パソコンが今ほど普及した時代ではないが、ファンサイトへの不正アクセスという要素も出てくる。ストーキング行為も少しずつデジタル化が進んで行ったのだな~とやんわり歴史を見ることが出来る。ストーカーってのは古い時代からも社会問題になっていたのだな。
感染症持ちの家畜の肉を食って奇病を発症させる内容には「狂牛病」の要素が見える。親に聞くと、このくらいの時代に狂牛病の騒ぎがあったとか。当時の旬なネタとしてシナリオに落とし込んだのかな。
4つ目は短いが、最初の3つのエピソードはどれも長めでエンディングが多い。
とにかく人が死なないハッピーなルートに行き着くまでの難易度は高いと思う。最悪の場合、関係者はもちろん、自分も死ぬルートに行き着くことになる。
この作品独特の恐怖感度メーター「テラーズポイント」を気にするのは前回同様のこと。選択肢で正解を当てるのに慎重になるのも当然のことで、ここにキャラクターからの好感度ポイントを稼ぐことも関係してくる。可視化されない恐怖度、好感度によって選択肢が当たっていても望みのルートに入れなことがある。古いゲームでしょぼい作りの割には入り組んでいやがる。フラグ立てが結構きつい。

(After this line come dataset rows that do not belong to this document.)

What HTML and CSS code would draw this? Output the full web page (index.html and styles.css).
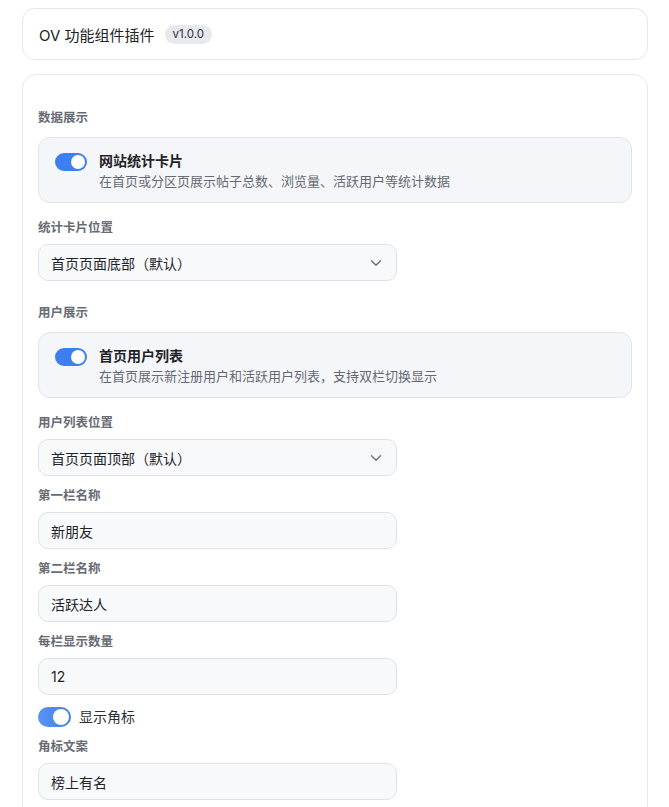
FILE: index.html
```html
<!DOCTYPE html>
<html lang="zh-CN">

<head>
    <meta charset="UTF-8">
    <meta name="viewport" content="width=device-width, initial-scale=1.0">
    <title>OV 功能组件插件</title>
    <link rel="stylesheet" href="styles.css">
</head>

<body>
    <div class="page">
        <div class="header-card">
            <span class="plugin-title">OV 功能组件插件</span>
            <span class="version">v1.0.0</span>
        </div>

        <div class="settings-card">
            <div class="section-title first">数据展示</div>
            <label class="toggle-card">
                <span class="switch on"><span class="knob"></span></span>
                <span class="toggle-text">
                    <span class="toggle-name">网站统计卡片</span>
                    <span class="toggle-desc">在首页或分区页展示帖子总数、浏览量、活跃用户等统计数据</span>
                </span>
            </label>

            <div class="field">
                <div class="field-label">统计卡片位置</div>
                <div class="select">
                    <span>首页页面底部（默认）</span>
                    <svg class="chevron" width="12" height="8" viewBox="0 0 12 8">
                        <path d="M1.5 1.8 6 6.2 10.5 1.8" fill="none" stroke="#6b7280" stroke-width="1.4" stroke-linecap="round" stroke-linejoin="round" />
                    </svg>
                </div>
            </div>

            <div class="section-title">用户展示</div>
            <label class="toggle-card">
                <span class="switch on"><span class="knob"></span></span>
                <span class="toggle-text">
                    <span class="toggle-name">首页用户列表</span>
                    <span class="toggle-desc">在首页展示新注册用户和活跃用户列表，支持双栏切换显示</span>
                </span>
            </label>

            <div class="field">
                <div class="field-label">用户列表位置</div>
                <div class="select">
                    <span>首页页面顶部（默认）</span>
                    <svg class="chevron" width="12" height="8" viewBox="0 0 12 8">
                        <path d="M1.5 1.8 6 6.2 10.5 1.8" fill="none" stroke="#6b7280" stroke-width="1.4" stroke-linecap="round" stroke-linejoin="round" />
                    </svg>
                </div>
            </div>

            <div class="field compact">
                <div class="field-label">第一栏名称</div>
                <div class="text-input">新朋友</div>
            </div>

            <div class="field compact">
                <div class="field-label">第二栏名称</div>
                <div class="text-input">活跃达人</div>
            </div>

            <div class="field compact">
                <div class="field-label">每栏显示数量</div>
                <div class="text-input">12</div>
            </div>

            <label class="inline-toggle">
                <span class="switch small on"><span class="knob"></span></span>
                <span>显示角标</span>
            </label>

            <div class="field compact">
                <div class="field-label">角标文案</div>
                <div class="text-input">榜上有名</div>
            </div>
        </div>
    </div>
</body>

</html>
```

FILE: styles.css
```css
body {
    margin: 0;
    font-family: Inter, "Noto Sans CJK SC", sans-serif;
    color: #1f2329;
    background-color: #fff;
}

.page {
    padding: 8px 21px 0 22px;
}

.header-card {
    display: flex;
    align-items: center;
    height: 52px;
    box-sizing: border-box;
    padding: 0 16px;
    border: 1px solid #e6e7eb;
    border-radius: 13px;
    background: #fff;
}

.plugin-title {
    font-size: 15px;
    color: #222;
}

.version {
    margin-left: 10px;
    padding: 1px 8px;
    border-radius: 10px;
    background: #e8e9ee;
    font-size: 11.5px;
    line-height: 17px;
    color: #2b2f36;
}

.settings-card {
    margin-top: 14px;
    padding: 34px 15px 30px;
    border: 1px solid #e6e7eb;
    border-radius: 14px;
    background: #fff;
}

.section-title {
    margin-top: 23px;
    margin-bottom: 10px;
    font-size: 12.5px;
    font-weight: 600;
    line-height: 18px;
    color: #676c74;
}

.section-title.first {
    margin-top: 0;
}

.toggle-card {
    display: flex;
    align-items: flex-start;
    gap: 12px;
    height: 66px;
    box-sizing: border-box;
    padding: 13px 16px;
    border: 1px solid #e2e4ea;
    border-radius: 12px;
    background: #f5f6f9;
}

.switch {
    position: relative;
    flex: none;
    width: 32px;
    height: 18px;
    margin-top: 2px;
    border-radius: 9px;
    background: #c9ccd3;
}

.switch.on {
    background: #3d7ff0;
}

.knob {
    position: absolute;
    top: 2px;
    left: 2px;
    width: 14px;
    height: 14px;
    border-radius: 50%;
    background: #fff;
}

.switch.on .knob {
    left: 16px;
}

.switch.small {
    width: 33px;
    height: 20px;
    margin-top: 0;
    border-radius: 10px;
    background: linear-gradient(90deg, #5b93f2, #3d7ff0);
}

.switch.small .knob {
    top: 2px;
    left: 15px;
    width: 16px;
    height: 16px;
}

.toggle-text {
    display: flex;
    flex-direction: column;
}

.toggle-name {
    font-size: 14px;
    font-weight: 700;
    line-height: 20px;
    color: #1f2329;
}

.toggle-desc {
    font-size: 13px;
    line-height: 20px;
    color: #646a73;
}

.field {
    margin-top: 16px;
}

.field.compact {
    margin-top: 11px;
}

.field-label {
    margin-bottom: 7px;
    font-size: 12.5px;
    font-weight: 600;
    line-height: 18px;
    color: #676c74;
}

.select,
.text-input {
    display: flex;
    align-items: center;
    width: 359px;
    height: 37px;
    box-sizing: border-box;
    padding: 0 12px;
    border: 1px solid #dfe2e8;
    border-radius: 10px;
    background: #f8f9fb;
    font-size: 14px;
    color: #1f2329;
}

.select {
    justify-content: space-between;
    padding-right: 14px;
}

.inline-toggle {
    display: flex;
    align-items: center;
    gap: 8px;
    margin-top: 12px;
    font-size: 14px;
    line-height: 20px;
    color: #2b2f36;
}
```
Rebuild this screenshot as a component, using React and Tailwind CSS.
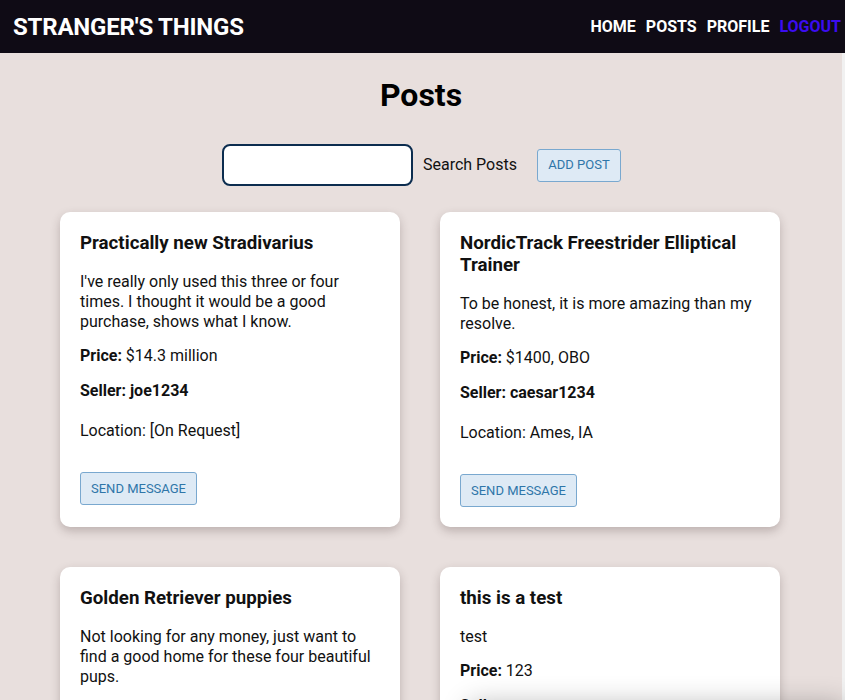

1の時も同様で困ったが、なにせこのゲームは古いしマイナーということから、ネットにだって情報がたくさんは転がっていない。何をどうすればハッピーな未来に続くのか不明なので、とにかく根気で色んなルートを掘り起こすしかなかった。なんでだよ、ワンダースワンってそんなに嫌われていたのか。
前回からの反省、改善が無くて困ったのが、2周目に挑戦する上でシステムが悪いこと。
既読テキストのスキップはおろかオートも無し。ずっと画面を見てボタンを押さないといけない。時間がかかりすぎる。途中セーブデータは一つしか作れない。
ルート開拓作業を行うにはストレスだなぁ。そこはラジオとかを聴きながら対応した。
時間がかかりすぎてシンドいので全エンド出しはしていないけど、とりあえず各話の謎が解けて人が死なない平和なエンドを出すだけで良しとした。
ストーリーの数を減らした分、各話の質を上げることが叶い、結果的には楽しかった。
システムやスペック面ではクソだったかもしれないが、味があって良いゲームだと言える。レトロなホラーも時には良いものだね。
というわけでホラーノベルのテラーズシリーズ2作は結構推せる。